Page gave the example of Steven Chu, professor of physics and Nobel Prize winner. Chu was a failed grad student who decided to "get good at building lasers" and then he later won the Nobel Prize for his work with the technology. "When you have basic technology you find interesting things to do with them, and if you're lucky they'll turn into something big," he said.

And that was his main advice to the scientists in the room: take their scientific studies, market them better and make them readily accessible to the world. That way, the world might have a better chance at solving problems like energy consumption, poverty and global climate change.

"Virtually all economic growth (in the world) was due to technological progress. I think as a society we're not really paying attention to that," Page said. "Science has a real marketing problem. If all the growth in world is due to science and technology and no one pays attention to you, then you have a serious marketing problem."

To that end, Page urged the group to take on more leadership roles in society, i.e., politics, so that they could control more funding for research and development. He also said that scientists should get in the habit of investing part of their scientific grant money to marketing budgets, in order to get the word out to the media about their research.

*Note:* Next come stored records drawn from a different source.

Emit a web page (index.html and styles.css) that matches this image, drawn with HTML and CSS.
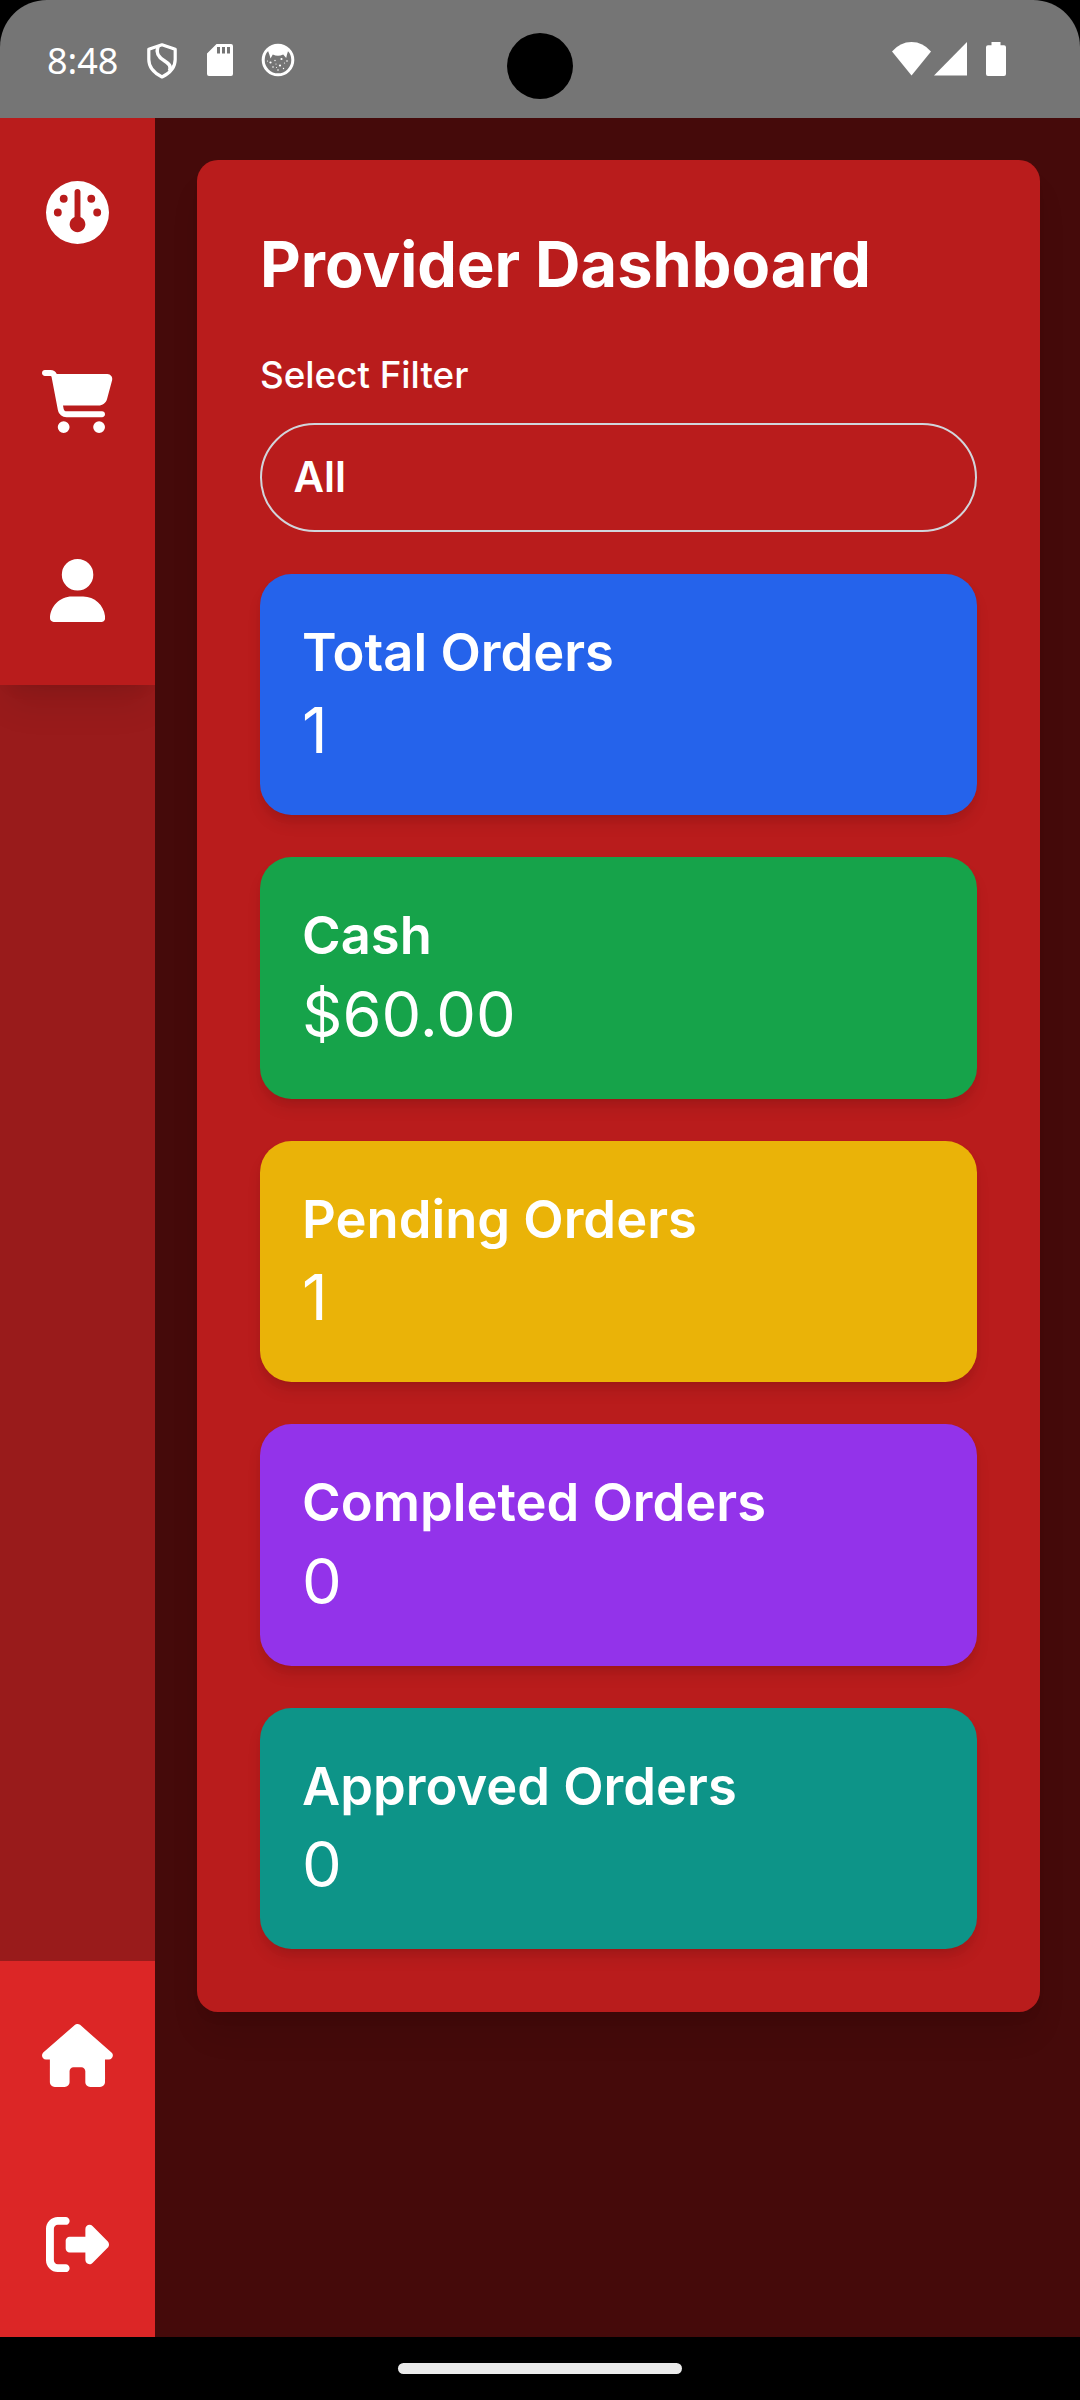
FILE: index.html
```html
<!DOCTYPE html>
<html lang="en">
<head>
<meta charset="utf-8">
<title>Provider Dashboard</title>
<link rel="stylesheet" href="styles.css">
</head>
<body>
<div class="phone">
  <header class="status">
    <div class="status-bar">
      <span class="clock">8:48</span>
      <svg class="ic-shield" viewBox="0 0 30 36" width="30" height="36" fill="none" stroke="#fff" stroke-linejoin="round">
        <path d="M15 1.800 28.200 6.300v10.200c0 7.500-5 13.500-13.200 17.500C7 30 1.800 24 1.800 16.500V6.300z" stroke-width="3.200"/>
        <path d="M11 3.500C8.500 11 12 14.500 17 17.500c5 3.200 7.500 5.500 5.500 10.500" stroke-width="3.600"/>
      </svg>
      <svg class="ic-sd" viewBox="0 0 26 32" width="26" height="32">
        <path fill="#fff" fill-rule="evenodd" d="M9.500 0H24a2 2 0 0 1 2 2v28a2 2 0 0 1-2 2H2a2 2 0 0 1-2-2V9.500zM10 3v6.500h3V3zm5 0v6.500h3V3zm5 0v6.500h3V3z"/>
      </svg>
      <svg class="ic-cat" viewBox="0 0 34 34" width="34" height="34">
        <circle cx="17" cy="17" r="14.800" fill="none" stroke="#fff" stroke-width="3"/>
        <path fill="#fff" d="M6.500 6.500Q17-1 27.500 6.500L26 11.500l-.8 3.500-3-3.500q-5.200 2.500-10.400 0L9.500 15.500 8.500 12z"/>
        <g fill="#fff">
          <circle cx="9.500" cy="19.500" r="1.100"/><circle cx="20.500" cy="16" r="1.100"/><circle cx="19" cy="22.500" r="1.100"/>
          <circle cx="14" cy="17.500" r=".7"/><circle cx="26" cy="18" r=".8"/><circle cx="12" cy="24" r=".8"/>
          <circle cx="15" cy="21" r=".6"/><circle cx="23.500" cy="20" r=".6"/><circle cx="17" cy="27" r=".8"/>
          <circle cx="22.500" cy="25.500" r=".7"/><circle cx="6.500" cy="18" r=".6"/><circle cx="15.500" cy="24.500" r=".5"/>
        </g>
      </svg>
      <svg class="ic-wifi" viewBox="0 0 39 34" width="39" height="34"><path fill="#fff" d="M0 9.500Q8 0 19.500 0T39 9.500L19.500 33.500z"/></svg>
      <svg class="ic-signal" viewBox="0 0 33 34" width="33" height="34"><path fill="#fff" d="M33 0v33.500H0z"/></svg>
      <svg class="ic-battery" viewBox="0 0 20 34" width="20" height="34"><path fill="#fff" d="M5.500 0h9v3.300H18a2 2 0 0 1 2 2V32a2 2 0 0 1-2 2H2a2 2 0 0 1-2-2V5.300a2 2 0 0 1 2-2h3.500z"/></svg>
    </div>
    <div class="camera"></div>
  </header>

  <div class="app">
    <nav class="sidebar">
      <div class="menu menu-top">
        <a class="item"><svg class="icon" viewBox="0 0 512 512"><path d="M0 256a256 256 0 1 1 512 0A256 256 0 1 1 0 256zm320 96c0-26.900-16.500-49.900-40-59.300V88c0-13.300-10.700-24-24-24s-24 10.700-24 24V292.700c-23.500 9.500-40 32.500-40 59.300c0 35.300 28.700 64 64 64s64-28.700 64-64zM144 176a32 32 0 1 0 0-64 32 32 0 1 0 0 64zm-16 80a32 32 0 1 0 -64 0 32 32 0 1 0 64 0zm288 32a32 32 0 1 0 0-64 32 32 0 1 0 0 64zM400 144a32 32 0 1 0 -64 0 32 32 0 1 0 64 0z"/></svg></a>
        <a class="item"><svg class="icon" viewBox="0 0 576 512"><path d="M0 24C0 10.700 10.700 0 24 0H69.500c22 0 41.500 12.800 50.600 32h411c26.300 0 45.500 25 38.600 50.400l-41 152.300c-8.500 31.400-37 53.300-69.500 53.300H170.700l5.400 28.500c2.200 11.300 12.100 19.500 23.600 19.500H488c13.300 0 24 10.700 24 24s-10.700 24-24 24H199.700c-34.600 0-64.300-24.600-70.700-58.500L77.400 54.500c-.7-3.800-4-6.500-7.900-6.500H24C10.700 48 0 37.300 0 24zM128 464a48 48 0 1 1 96 0 48 48 0 1 1 -96 0zm336-48a48 48 0 1 1 0 96 48 48 0 1 1 0-96z"/></svg></a>
        <a class="item"><svg class="icon" viewBox="0 0 448 512"><path d="M224 256A128 128 0 1 0 224 0a128 128 0 1 0 0 256zm-45.700 48C79.800 304 0 383.800 0 482.300C0 498.700 13.300 512 29.700 512H418.300c16.400 0 29.700-13.300 29.700-29.700C448 383.800 368.200 304 269.700 304H178.300z"/></svg></a>
      </div>
      <div class="menu menu-bottom">
        <a class="item"><svg class="icon" viewBox="0 0 576 512"><path d="M575.800 255.500c0 18-15 32.100-32 32.100h-32l.7 160.200c0 2.700-.2 5.400-.5 8.100V472c0 22.100-17.900 40-40 40H456c-1.100 0-2.200 0-3.300-.1c-1.400 .1-2.800 .1-4.200 .1H416 392c-22.100 0-40-17.900-40-40V448 384c0-17.700-14.300-32-32-32H256c-17.700 0-32 14.300-32 32v64 24c0 22.100-17.900 40-40 40H160 128.100c-1.500 0-3-.1-4.500-.2c-1.200 .1-2.400 .2-3.600 .2H104c-22.100 0-40-17.900-40-40V360c0-.9 0-1.900 .1-2.800V287.600H32c-18 0-32-14-32-32.100c0-9 3-17 10-24L266.400 8c7-7 15-8 22-8s15 2 21 7L564.800 231.500c8 7 12 15 11 24z"/></svg></a>
        <a class="item"><svg class="icon" viewBox="0 0 512 512"><path d="M377.900 105.900L500.700 228.700c7.200 7.200 11.300 17.100 11.300 27.300s-4.100 20.100-11.300 27.300L377.900 406.100c-6.400 6.400-15 9.900-24 9.900c-18.700 0-33.900-15.200-33.900-33.900l0-62.100-128 0c-17.700 0-32-14.300-32-32l0-64c0-17.700 14.300-32 32-32l128 0 0-62.100c0-18.700 15.200-33.900 33.900-33.900c9 0 17.600 3.600 24 9.900zM160 96L96 96c-17.700 0-32 14.300-32 32l0 256c0 17.700 14.300 32 32 32l64 0c17.700 0 32 14.300 32 32s-14.300 32-32 32l-64 0c-53 0-96-43-96-96L0 128C0 75 43 32 96 32l64 0c17.700 0 32 14.300 32 32s-14.300 32-32 32z"/></svg></a>
      </div>
    </nav>
    <main class="content">
      <section class="panel">
        <h1 class="title">Provider Dashboard</h1>
        <div class="label">Select Filter</div>
        <div class="select">All</div>
        <div class="cards">
          <article class="card blue"><h2>Total Orders</h2><p>1</p></article>
          <article class="card green"><h2>Cash</h2><p>$60.00</p></article>
          <article class="card yellow"><h2>Pending Orders</h2><p>1</p></article>
          <article class="card purple"><h2>Completed Orders</h2><p>0</p></article>
          <article class="card teal"><h2>Approved Orders</h2><p>0</p></article>
        </div>
      </section>
    </main>
  </div>
  <footer class="gesture"><div class="pill"></div></footer>
</div>
</body>
</html>
```
FILE: styles.css
```css
* { box-sizing: border-box; margin: 0; padding: 0; }
body { background: #000; }
.phone {
  width: 1080px;
  height: 2400px;
  display: flex;
  flex-direction: column;
  overflow: hidden;
  background: #000;
  color: #fff;
  font-family: Inter, sans-serif;
}

/* System status bar */
.status { position: relative; height: 118px; flex: none; }
.status-bar {
  height: 118px;
  padding: 0 74px 0 47px;
  display: flex;
  align-items: flex-start;
  background: #757575;
  border-radius: 47px 47px 0 0;
}
.clock { width: 100px; margin-top: 39px; font: 400 36px/44px "Noto Sans", sans-serif; }
.ic-shield { margin-top: 43px; }
.ic-sd { margin: 44px 0 0 30px; }
.ic-cat { margin: 43px 0 0 28px; }
.ic-wifi { margin: 42px 0 0 auto; }
.ic-signal { margin: 42px 0 0 3px; }
.ic-battery { margin: 42px 0 0 19px; }
.camera {
  position: absolute;
  left: 507px;
  top: 33px;
  width: 66px;
  height: 66px;
  border-radius: 50%;
  background: #000;
}

.app { flex: 1; min-height: 0; display: flex; overflow: hidden; background: #450a0a; }

/* Sidebar */
.sidebar {
  width: 155px;
  flex: none;
  display: flex;
  flex-direction: column;
  justify-content: space-between;
  background: #991b1b;
  overflow: hidden;
}
.menu-top {
  background: #b91c1c;
  box-shadow: 0 26.25px 34px -7.9px rgba(0, 0, 0, .1), 0 10.5px 15.75px -10.5px rgba(0, 0, 0, .1);
}
.menu-bottom { height: 376px; background: #dc2626; }
.item { height: 189px; display: flex; align-items: center; justify-content: center; }
.icon { height: 63px; fill: #fff; }

/* Main panel */
.content { flex: 1; padding: 42px 40px 0 42px; }
.panel {
  padding: 63px;
  border-radius: 21px;
  background: #b91c1c;
  box-shadow: 0 26.25px 34px -7.9px rgba(0, 0, 0, .1), 0 10.5px 15.75px -10.5px rgba(0, 0, 0, .1);
}
.title { margin-bottom: 44px; font-size: 63px; line-height: 82px; font-weight: 700; }
.label { margin-bottom: 21px; font-size: 36.75px; line-height: 52.5px; font-weight: 500; }
.select {
  height: 109px;
  margin-bottom: 42px;
  padding: 0 31.5px;
  border: 2px solid #d1d5db;
  border-radius: 55px;
  font-size: 42px;
  line-height: 104px;
  font-weight: 600;
}
.cards { display: flex; flex-direction: column; gap: 42px; }
.card {
  height: 241.5px;
  padding: 42px;
  border-radius: 31.5px;
  box-shadow: 0 10.5px 15.75px -2.6px rgba(0, 0, 0, .1), 0 5.25px 10.5px -5.25px rgba(0, 0, 0, .1);
}
.card h2 { font-size: 52.5px; line-height: 73.5px; font-weight: 600; }
.card p { font-size: 63px; line-height: 82px; }
.blue { background: #2563eb; }
.green { background: #16a34a; }
.yellow { background: #eab308; }
.purple { background: #9333ea; }
.teal { background: #0d9488; }

/* Gesture bar */
.gesture { height: 63px; flex: none; display: flex; align-items: center; justify-content: center; background: #000; }
.pill { width: 284px; height: 11px; border-radius: 5.5px; background: #ebebeb; }
```
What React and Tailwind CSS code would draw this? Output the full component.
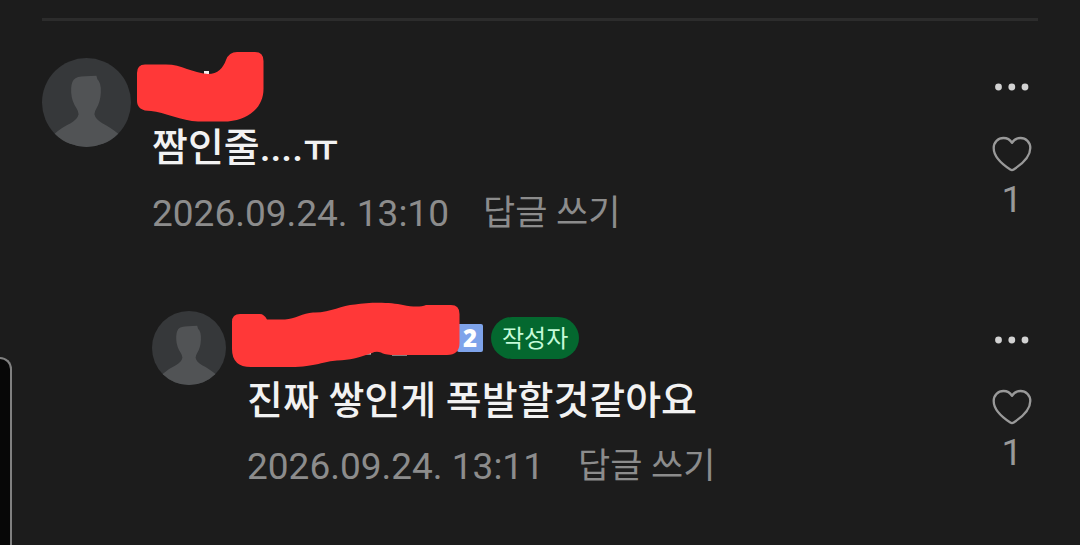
import React, { useState } from 'react';
import clsx from 'clsx';

const comments = [
  {
    id: 1,
    text: '짬인줄....ㅠ',
    date: '2026.09.24. 13:10',
    likes: 1,
    isReply: false,
    isAuthor: false
  },
  {
    id: 2,
    text: '진짜 쌓인게 폭발할것같아요',
    date: '2026.09.24. 13:11',
    likes: 1,
    isReply: true,
    isAuthor: true,
    level: 2
  }
];

const Avatar = ({ className }) => (
  <svg viewBox="0 0 90 90" className={className} aria-hidden="true">
    <defs>
      <clipPath id="avatar-circle">
        <circle cx="45" cy="45" r="45" />
      </clipPath>
    </defs>
    <g clipPath="url(#avatar-circle)">
      <rect width="90" height="90" fill="#36383a" />
      <path
        d="M32 22Q35 18.500 44 18.500L55 18L56 21.500Q60 25 59.500 35Q59 45 55 51Q53 54 53 57Q54 62 61 66Q69 70 79 78V90H11V78Q20 70 29 66Q36 62 37 57Q37 54 35 51Q30 44 29.500 35Q29 26 32 22Z"
        fill="#515355"
      />
    </g>
  </svg>
);

// Marker strokes that hide the nicknames
const ShortMask = () => (
  <svg width="130" height="74" viewBox="0 0 130 74" className="relative shrink-0" aria-hidden="true">
    <rect x="68" y="23" width="5" height="4" fill="#f0f0f0" />
    <path
      d="M1 25Q1 16.500 9 16.500H30C46 16.500 56 25 72 26C82 26 87 20 90 12Q93 4 101 4H119Q127.500 4 127.500 13V41C127.500 58 115 71 92 73.500H62C46 73 28 64 15 63Q1 63 1 53Z"
      fill="#ff3838"
    />
  </svg>
);

const LongMask = () => (
  <svg width="230" height="76" viewBox="0 0 230 76" className="relative shrink-0" aria-hidden="true">
    <path d="M134 53.500H140M161 54.500H176" stroke="#e4e4e4" strokeWidth="2" />
    <path
      d="M1 22Q1 14 9 14H29Q33 14 36 19.500H54C64 19 72 13 82 12.500C100 13 110 5 124 4.500C138 2 160 2 172 5C182 7 190 7 195 5H220Q228.500 5 228.500 14V43Q228.500 55 216 55H160Q152 54 150 52.500Q145 51 141 53C126 58 120 60 106 60.500C94 61 84 67 60 67H20Q1 67 1 49Z"
      fill="#ff3838"
    />
  </svg>
);

const Dots = () => (
  <svg width="36" height="8" viewBox="0 0 36 8" fill="#d2d2d2" aria-hidden="true">
    <circle cx="4.500" cy="4" r="3.400" />
    <circle cx="17.800" cy="4" r="3.400" />
    <circle cx="31" cy="4" r="3.400" />
  </svg>
);

const HeartIcon = () => (
  <svg width="40" height="36" viewBox="0 0 40 36" fill="none" stroke="#999" strokeWidth="2.300" strokeLinejoin="round" aria-hidden="true">
    <path d="M20 6.800C18 3.500 15 2 11.500 2C6 2 1.700 6.200 1.700 12C1.700 20 9 27.500 18.300 33.500Q20 34.600 21.700 33.500C31 27.500 38.300 20 38.300 12C38.300 6.200 34 2 28.500 2C25 2 22 3.500 20 6.800Z" />
  </svg>
);

const Comment = ({ comment }) => {
  const [liked, setLiked] = useState(false);

  return (
    <li className={clsx('flex items-start', comment.isReply && 'pl-[110px]')}>
      <Avatar className={clsx('mr-[21px] shrink-0', comment.isReply ? 'size-[74px]' : 'size-[89px]')} />

      <div className="min-w-0 flex-1">
        {/* Nickname */}
        <div className="-ml-4 flex h-[54px] items-center">
          {comment.isReply ? <LongMask /> : <ShortMask />}
          {comment.level && (
            <span className="-ml-1 flex h-7 w-[26px] items-center justify-center rounded-xs bg-[#7ea3ea] font-['Open_Sans',sans-serif] text-2xl leading-7 font-extrabold text-white">
              {comment.level}
            </span>
          )}
          {comment.isAuthor && (
            <span className="ml-2 rounded-full bg-[#04682f] px-[11px] pt-[2px] text-2xl leading-10 text-[#c4fbd9]">
              작성자
            </span>
          )}
        </div>

        <p className="mt-[10px] text-[39px] leading-[52px] font-medium text-[#f2f2f2]">{comment.text}</p>

        <div className="mt-[18px] flex items-center gap-[34px] leading-[44px] text-[#8c8c8c]">
          <time className="text-[37px]">{comment.date}</time>
          <button type="button" className="text-[35px]">답글 쓰기</button>
        </div>
      </div>

      {/* Actions */}
      <div className="flex w-[52px] shrink-0 flex-col items-center">
        <button type="button" aria-label="더보기" className="flex h-[58px] items-center">
          <Dots />
        </button>
        <button
          type="button"
          aria-pressed={liked}
          onClick={() => setLiked(!liked)}
          className="mt-5 flex flex-col items-center gap-[6px] text-[37px] leading-[44px] text-[#999]"
        >
          <HeartIcon />
          {comment.likes + (liked ? 1 : 0)}
        </button>
      </div>
    </li>
  );
};

export default function App() {
  return (
    <main className="relative min-h-screen overflow-hidden bg-[#1c1c1c] px-[42px] pt-[18px] font-[Roboto,'Noto_Sans_CJK_KR',sans-serif]">
      <hr className="border-t-3 border-[#2c2c2c]" />
      <ul className="flex flex-col gap-[75px] pt-[37px]">
        {comments.map((comment) => (
          <Comment key={comment.id} comment={comment} />
        ))}
      </ul>

      {/* Edge panel handle */}
      <div className="absolute bottom-0 left-0 h-[188px] w-3 rounded-tr-xl border-t-2 border-r-2 border-[#808080] bg-[#070707]" />
    </main>
  );
}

Entrepreneurialism should also be more ingrained in university culture, Page said, much like it is at his alma mater Stanford University and Google's home base, Silicon Valley.

Finally, he called on the scientists to make more of their research available digitally. Even though Google Scholar tries to open access to scientific work, it still falls short.

"Most of the works you guys have done are not represented in those searches. We have to unlock the wealth of scientific knowledge and get it to everyone. I don't care what we do, but we need to do something," he said.

Page said he hopes Internet video, like Youtube and Google Video, will evolve to include scientific lectures. He said he would like to see a "box in the back of every classroom," where professors could push a button and "whatever you said would go on Net. It's important to get all that out there."